Des finasseries juridiques trop incertaines
Oui, sans doute, objectait le 17 mars 2005, le ministre Patrick Devedjian, alors ministre délégué à l’Industrie en réponse à une question du sénateur Simon Sutour, mais le problème de l’eau de source « "Perrier" est d’être à la fois une marque, qui appartient au groupe Nestlé, et la dénomination d’une eau minérale, qui ne peut pas être une appellation d’origine contrôlée mais qui ressort juridiquement au régime réglementaire des eaux minérales. » Propriété exclusive de Nestlé, la marque « Perrier » ne saurait être défendue que par son propriétaire.
Toutefois, poursuivait le ministre, une directive européenne de 1980, transposée dans le droit français, « dispose que chaque source d’eau minérale doit faire l’objet d’une mention d’origine.
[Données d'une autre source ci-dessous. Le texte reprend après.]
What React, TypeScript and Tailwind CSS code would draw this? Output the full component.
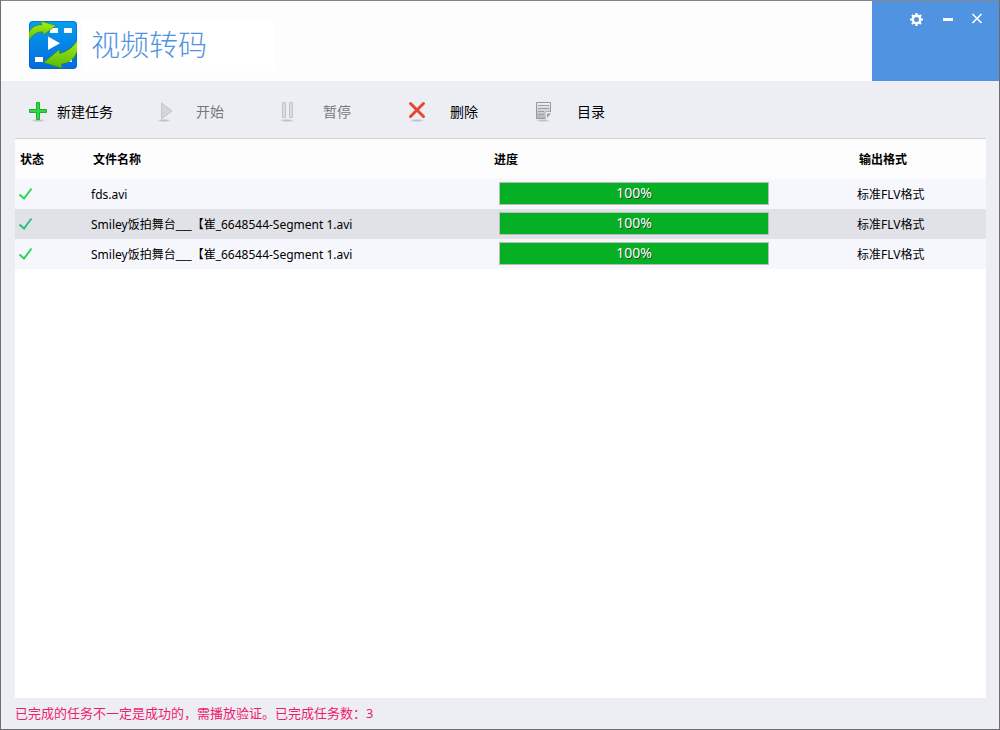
import React, { useState } from "react";

const initialTasks = [
  { id: 1, name: "fds.avi", progress: 100, format: "标准FLV格式" },
  { id: 2, name: "Smiley饭拍舞台___【崔_6648544-Segment 1.avi", progress: 100, format: "标准FLV格式" },
  { id: 3, name: "Smiley饭拍舞台___【崔_6648544-Segment 1.avi", progress: 100, format: "标准FLV格式" },
];

function Logo() {
  return (
    <svg width="48" height="48" viewBox="0 0 48 48" aria-hidden="true">
      <defs>
        <linearGradient id="logoBg" x1="0" y1="0" x2="0" y2="1">
          <stop offset="0" stopColor="#049ff0" />
          <stop offset="1" stopColor="#056adb" />
        </linearGradient>
        <linearGradient id="logoArrow" x1="0" y1="0" x2="0" y2="1">
          <stop offset="0" stopColor="#aaf014" />
          <stop offset="1" stopColor="#55b808" />
        </linearGradient>
        <clipPath id="logoClip">
          <rect width="48" height="48" rx="4" />
        </clipPath>
      </defs>
      <g clipPath="url(#logoClip)">
        <rect width="48" height="48" fill="url(#logoBg)" />
        <rect x="0.5" y="0.5" width="47" height="47" rx="4" fill="none" stroke="#0560bb" strokeOpacity="0.6" />
        <path d="M21 7h8v5h-8zM35 7h8v5h-8zM6 36h8v5H6zM35 36h8v5h-8z" fill="#fff" />
        <path d="M19 15.5v13.5l12-6.7z" fill="#fff" />
        <path
          d="M-1 21V14C1 7 6 3.500 13 4L12 0.300L27 4.500L14.500 14L13.800 10.800C8 10.500 3 14 -1 21Z"
          fill="url(#logoArrow)"
          stroke="#3a8a10"
          strokeWidth="0.6"
        />
        <path
          d="M49 18C45 25.500 39 30.500 30.500 32.500L30.500 28.500L14.500 41.500L33 47.200L32.500 43C41 42.500 47.500 36 49 27Z"
          fill="url(#logoArrow)"
          stroke="#3a8a10"
          strokeWidth="0.6"
        />
      </g>
    </svg>
  );
}

function Shadow({ cx }: { cx: number }) {
  return (
    <g fill="#b4b5bb">
      <ellipse cx={cx} cy="20.500" rx="7" ry="1.500" opacity="0.3" />
      <ellipse cx={cx} cy="20.500" rx="4.500" ry="0.800" opacity="0.7" />
    </g>
  );
}

function AddIcon() {
  return (
    <svg width="24" height="24" viewBox="0 0 24 24" aria-hidden="true">
      <Shadow cx={12} />
      <path d="M10.500 2.500h3v7h7v3h-7v7h-3v-7h-7v-3h7z" fill="#35d643" stroke="#1fae30" />
    </svg>
  );
}

function StartIcon() {
  return (
    <svg width="24" height="24" viewBox="0 0 24 24" aria-hidden="true">
      <Shadow cx={12} />
      <path d="M9.500 3v16L20 11z" fill="#d6d6d6" stroke="#c6c6c8" />
    </svg>
  );
}

function PauseIcon() {
  return (
    <svg width="24" height="24" viewBox="0 0 24 24" aria-hidden="true">
      <Shadow cx={8} />
      <path d="M3.500 2.500h3v15h-3zM10.500 2.500h3v15h-3z" fill="#dcdcdc" stroke="#c5c5c5" />
    </svg>
  );
}

function DeleteIcon() {
  return (
    <svg width="24" height="24" viewBox="0 0 24 24" aria-hidden="true">
      <Shadow cx={11} />
      <path d="M4.500 3.500l13 13M17.500 3.500l-13 13" stroke="#e4492f" strokeWidth="3" strokeLinecap="round" />
    </svg>
  );
}

function FolderIcon() {
  return (
    <svg width="24" height="24" viewBox="0 0 24 24" aria-hidden="true">
      <defs>
        <linearGradient id="paper" x1="0" y1="0" x2="0" y2="1">
          <stop offset="0" stopColor="#f1f1f3" />
          <stop offset="1" stopColor="#b2b2b8" />
        </linearGradient>
      </defs>
      <Shadow cx={10} />
      <path d="M3.500 2.500h14v9.500h-5v6.500h-9z" fill="url(#paper)" stroke="#97979e" />
      <path d="M5 5.500h11M5 8.500h11M5 11.500h6M5 14.500h6" stroke="#9d9da3" />
      <path d="M12.500 12h5.500l-5.500 6.500z" fill="#edeef4" />
      <path d="M14 18V13.500h4z" fill="#9a9aa1" />
    </svg>
  );
}

function WindowControls() {
  return (
    <div className="flex w-[127px] items-start justify-end gap-[14px] bg-[#4f93e1] pt-[10px] pr-[14px] text-white">
      <button type="button" aria-label="设置">
        <svg width="16" height="16" viewBox="0 0 16 16" className="block" aria-hidden="true">
          <circle cx="7.500" cy="8.500" r="3.700" fill="none" stroke="currentColor" strokeWidth="2.400" />
          <path
            d="M7.500 4.500V2M7.500 12.500V15M3.500 8.500H1M11.500 8.500H14M4.500 5.500L3 4M10.500 5.500L12 4M4.500 11.500L3 13M10.500 11.500L12 13"
            stroke="currentColor"
            strokeWidth="2.200"
          />
        </svg>
      </button>
      <button type="button" aria-label="最小化">
        <svg width="16" height="16" viewBox="0 0 16 16" className="block" aria-hidden="true">
          <path d="M4 7h10v3H4z" fill="currentColor" />
        </svg>
      </button>
      <button type="button" aria-label="关闭">
        <svg width="16" height="16" viewBox="0 0 16 16" className="block" aria-hidden="true">
          <path d="M3.500 3l9 9M12.500 3l-9 9" stroke="currentColor" strokeWidth="1.600" />
        </svg>
      </button>
    </div>
  );
}

const toolButton = "flex h-6 w-[127px] items-center gap-5 text-sm disabled:text-[#77777a]";

export default function App() {
  const [tasks] = useState(initialTasks);
  const [selectedId, setSelectedId] = useState(2);

  const finished = tasks.filter((task) => task.progress === 100).length;

  return (
    <div className="flex min-h-screen flex-col border border-[#6d6d72] border-t-[#858585] bg-[#edeef4] font-['Noto_Sans','Noto_Sans_CJK_SC',sans-serif] text-black">
      {/* Title bar */}
      <header className="flex h-20 justify-between bg-[#fdfdfd]">
        <div className="flex items-center gap-[5px] pt-2 pl-7">
          <Logo />
          <h1 className="flex h-[52px] w-[192px] items-center bg-white pl-[9px] text-[29px] font-light text-[#4f93e1]">
            视频转码
          </h1>
        </div>
        <WindowControls />
      </header>

      {/* Toolbar */}
      <nav className="flex h-[57px] items-start pt-[19px] pl-[25px]">
        <button type="button" className="flex h-6 w-[126px] items-center gap-[7px] text-sm">
          <AddIcon />
          新建任务
        </button>
        <button type="button" disabled className={toolButton}>
          <StartIcon />
          开始
        </button>
        <button type="button" disabled className={toolButton}>
          <PauseIcon />
          暂停
        </button>
        <button type="button" className={toolButton}>
          <DeleteIcon />
          删除
        </button>
        <button type="button" className={toolButton}>
          <FolderIcon />
          目录
        </button>
      </nav>

      {/* Task list */}
      <main className="mr-[13px] ml-[14px] flex-1 border-t border-[#d2d2d4] bg-white">
        <table className="w-full table-fixed border-collapse text-left text-xs">
          <thead>
            <tr className="h-10 bg-[#fcfcfc]">
              <th className="w-[73px] pt-[2px] pl-[5px] font-bold">状态</th>
              <th className="pt-[2px] pl-[5px] font-bold">文件名称</th>
              <th className="w-[365px] pt-[2px] pl-[5px] font-bold">进度</th>
              <th className="w-[132px] pt-[2px] pl-[5px] font-bold">输出格式</th>
            </tr>
          </thead>
          <tbody>
            {tasks.map((task) => (
              <tr
                key={task.id}
                onClick={() => setSelectedId(task.id)}
                className={`h-[30px] ${task.id === selectedId ? "bg-[#e1e2e7]" : "bg-[#f6f7fc]"}`}
              >
                <td className="pl-[3px]">
                  <svg width="16" height="16" viewBox="0 0 16 16" role="img" aria-label="已完成">
                    <path
                      d="M1.500 8.500L6 12.500L13.500 2.500"
                      fill="none"
                      stroke={task.id === selectedId ? "#2bbf7c" : "#2fd450"}
                      strokeWidth="2"
                    />
                  </svg>
                </td>
                <td className="truncate pt-[2px] pl-[3px]">{task.name}</td>
                <td className="pb-[2px] pl-[10px]">
                  <div
                    role="progressbar"
                    aria-label={task.name}
                    aria-valuenow={task.progress}
                    className="grid h-[23px] w-[270px] border border-[#bcbcbc] bg-white"
                  >
                    <div className="col-start-1 row-start-1 bg-[#06b025]" style={{ width: `${task.progress}%` }} />
                    <span className="col-start-1 row-start-1 text-center text-sm text-white [text-shadow:1px_1px_0_#1d4a22]">
                      {task.progress}%
                    </span>
                  </div>
                </td>
                <td className="pt-[2px] pl-[3px]">{task.format}</td>
              </tr>
            ))}
          </tbody>
        </table>
      </main>

      {/* Status bar */}
      <footer className="flex h-[31px] items-center pl-[14px] text-[13px] text-[#ee1c6f]">
        已完成的任务不一定是成功的，需播放验证。已完成任务数：{finished}
      </footer>
    </div>
  );
}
Or la source "Perrier" correspond bien à un lieu géographique. » Et le ministre de conclure avec optimisme que dans ce cas Nestlé pourrait bien utiliser « la marque Perrier » pour n’importe quelle eau mais non « la marque d’origine », car « la directive prévoit l’obligation de mentionner, sur l’étiquette, le nom de la source de l’eau en caractères infiniment plus gros que ceux qui sont utilisés pour la marque éventuellement apposée. Tel est l’état du droit, commentait-il. Si Nestlé envisage d’agir ainsi, à mon avis, le consommateur ne s’y trompera pas ! » Cela reste à voir !
L’affaire Vergèze - Source Perrier-les Bouillens - « Nestlé Waters » n’a, en tout cas, rien d’anecdotique. Elle révèle les extravagances auxquelles conduit une mondialisation échevelée dont le seul souci est la réalisation d’un profit maximal par l’abaissement des coûts de production dans les pays les moins développés. Si on n’y met pas un frein, on en viendra à délocaliser des sources. C’est insensé ! Il faut, pour y croire, avoir une foi à transporter les montagnes. Il est surtout confondant de voir les contorsions juridiques auxquelles doivent s’astreindre ceux qui ne peuvent se résigner à l’uniformisation insipide des cultures avec, en prime, leur appauvrissement et celui de tous ceux qui les font vivre. Même si Nestlé s’est adjoint le mot « Waters » pour conquérir le monde, ce n’est pas une raison pour jeter « Perrier » aux waters.